この章では「参加させていただきます」が使われる主な場面を、例文と併せて紹介します。

面接に関するメールで「参加させていただきます」を使う場合

就職活動や転職活動の際には、会社説明会や面接への参加の可否を問われる場面がつきものです。

「参加します」も敬語ではありますが、「参加させていただきます」の方がより丁寧でかしこまった印象を相手へ与えられるため、よく使用されます。

例文は以下の通りです。

  • 書類選考の結果について、ご連絡いただきありがとうございます。
    それでは9月5日のweb面接に参加させていただきます

目上の人からの誘いに対して「参加させていただきます」を使う場合

目上の方からの誘いに対して返答する際は、前後にも尊敬語や謙譲語を用いた表現を使用するといいでしょう。

例文は以下の通りです。

  • ◇◇会長との食事会にお招きくださりありがとうございます。謹んで参加させていただきます
  • 招待していただき、感謝申し上げます。ぜひ参加させていただきます

結婚式・披露宴の招待メールで「参加させていただきます」を使う場合

結婚式や披露宴に招待されたときに「参加させていただきます」を使うこともあります。

例文は以下の通りです。

  • ご結婚おめでとうございます よろこんで参加させていただきます

ただし、結婚式の場合は「出席させていただきます」の方がより一般的な言い回しです。

なお、結婚式など慶事にまつわる事柄の際は、区切りや終わりを連想させる句読点は使用せずに、空白や改行で代用するのが一般的なマナーです。

「参加させていただきます」のより丁寧な表現

  • 「参加させていただきます」のより丁寧な表現

「参加させていただきます」自体も敬語であり丁寧な表現ですが、より丁寧に、より気持ちを込めて伝えたい場合には、前述の例文にもあるように以下の言葉を冒頭に付け足すことで表現できます。

  • ぜひ…実現したい強い気持ちを表現
  • 謹んで…敬意を表して、うやうやしく物事を行う気持ちを表現
  • よろこんで…気持ち良く、進んで、という気持ちを表現

「参加させていただきます」の類語・言い換え表現

  • 「参加させていただきます」の類義語

ここからは「参加させていただきます」の類語・言い換え表現を紹介します。

参加いたします・出席いたします

「させていただきます」と同様、「いたします」も謙譲表現(「いたす」)と丁寧表現(「ます」)の組み合わせです。「いたす」は「する」の謙譲語です。

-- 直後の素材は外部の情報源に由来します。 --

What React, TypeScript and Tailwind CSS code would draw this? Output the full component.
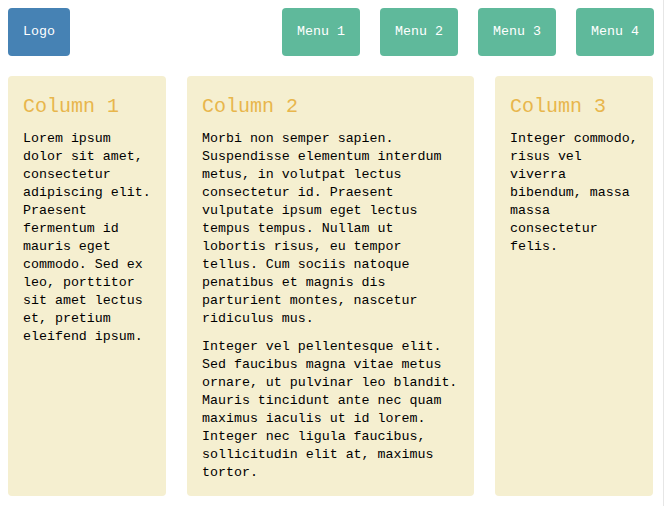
const columns = [
  {
    title: "Column 1",
    width: "w-[158px]",
    paragraphs: [
      "Lorem ipsum dolor sit amet, consectetur adipiscing elit. Praesent fermentum id mauris eget commodo. Sed ex leo, porttitor sit amet lectus et, pretium eleifend ipsum.",
    ],
  },
  {
    title: "Column 2",
    width: "w-[287px]",
    paragraphs: [
      "Morbi non semper sapien. Suspendisse elementum interdum metus, in volutpat lectus consectetur id. Praesent vulputate ipsum eget lectus tempus tempus. Nullam ut lobortis risus, eu tempor tellus. Cum sociis natoque penatibus et magnis dis parturient montes, nascetur ridiculus mus.",
      "Integer vel pellentesque elit. Sed faucibus magna vitae metus ornare, ut pulvinar leo blandit. Mauris tincidunt ante nec quam maximus iaculis ut id lorem. Integer nec ligula faucibus, sollicitudin elit at, maximus tortor.",
    ],
  },
  {
    title: "Column 3",
    width: "w-[158px]",
    paragraphs: [
      "Integer commodo, risus vel viverra bibendum, massa massa consectetur felis.",
    ],
  },
];

const menus = ["Menu 1", "Menu 2", "Menu 3", "Menu 4"];

export default function App() {
  return (
    <div className="w-[664px] min-h-[506px] border-r border-[#e6e6e6] bg-white p-2 pr-[9px] font-['Liberation_Mono',monospace] text-[13.3px] leading-[18px]">
      <header className="flex items-center justify-between">
        <div className="flex h-12 w-[62px] items-center justify-center rounded bg-[#4682b4] text-white">
          Logo
        </div>
        <nav className="flex gap-5">
          {menus.map((m) => (
            <div
              key={m}
              className="flex h-12 w-[78px] items-center justify-center rounded bg-[#5fb99b] text-white"
            >
              {m}
            </div>
          ))}
        </nav>
      </header>

      <main className="mt-5 flex gap-[21px]">
        {columns.map((col) => (
          <section key={col.title} className={`${col.width} rounded bg-[#f5efd0] p-[15px] pb-[14px]`}>
            <h2 className="mt-[2px] mb-[9px] text-[20px] leading-[28px] text-[#e8b64c]">{col.title}</h2>
            {col.paragraphs.map((p, i) => (
              <p key={i} className="mb-[10px] text-black last:mb-0">
                {p}
              </p>
            ))}
          </section>
        ))}
      </main>
    </div>
  );
}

ただし「参加させていただきます」「出席させていただきます」は前述のように、相手からの許可があることを前提として使われるフレーズです。

「参加いたします」「出席いたします」は、相手の意図とは無関係です。自分が何をするのかを丁寧に、かしこまって伝える場合に用います。

参上します

「参上」とは、「目上の方のところへ行く」という意味や、「人のところへ行く」ということをへりくだって表す言葉です。

なお「参上させていただきます」は、謙譲語が重なるため二重敬語です。使用は控えた方がいいでしょう。

伺います・お伺いします

「伺う」は、「訪問する」「尋ねる(たずねる)」などの謙譲語です。

何かに誘われた際に「伺います」「お伺いします」と伝えることで、参加の意思を表明できます。

「伺います」「お伺いします」だけではそっけなさを感じる場合は、「ぜひ伺います」「よろこんでお伺いします」など、一言付け加えるといいでしょう。

なお「伺う」は既に謙譲語のため、厳密には「お伺いします」は二重敬語です。ただ、「お伺いします」は慣習的に広く使われているため、使用しても問題ないといわれています。

「参加させていただきます」の英語表現

  • 「参加させていただきます」の英語表現

「参加する」は、英語では「attend」「take part in」「participate in」などを用いて表現できます。

「attend」は、会議などに「ただ出席する」「その場にいる」というニュアンスが強いでしょう。

一方、ただ参加するだけでなく「積極的に関わる」「役割を担う」といった場合は「take part in」や「participate in」が適しています。「take part in」よりも「participate in」の方がフォーマルな表現です。

さらに下記の例文のように、感謝やうれしさの気持ちを表すフレーズを付け加えて、参加表明するといいでしょう。

  • I would be happy to attend the party.
    (よろこんでパーティーに参加させていただきます)

  • I would gladly participate in the project.
    (ぜひそのプロジェクトに参加させていただきます)

なおカジュアルな場では「join」も「参加する」という意味で使用できます。

「参加させていただきます」をビジネスやフォーマルな場で正しく使おう

「参加させていただきます」は、ビジネスやフォーマルな場で使うことの多いフレーズです。相手に失礼にならぬよう、改めて自分の言葉遣いを見直してみましょう。

目上の人からのお誘いや、結婚式への招待に対する返答の際などに、この記事をぜひお役立てください。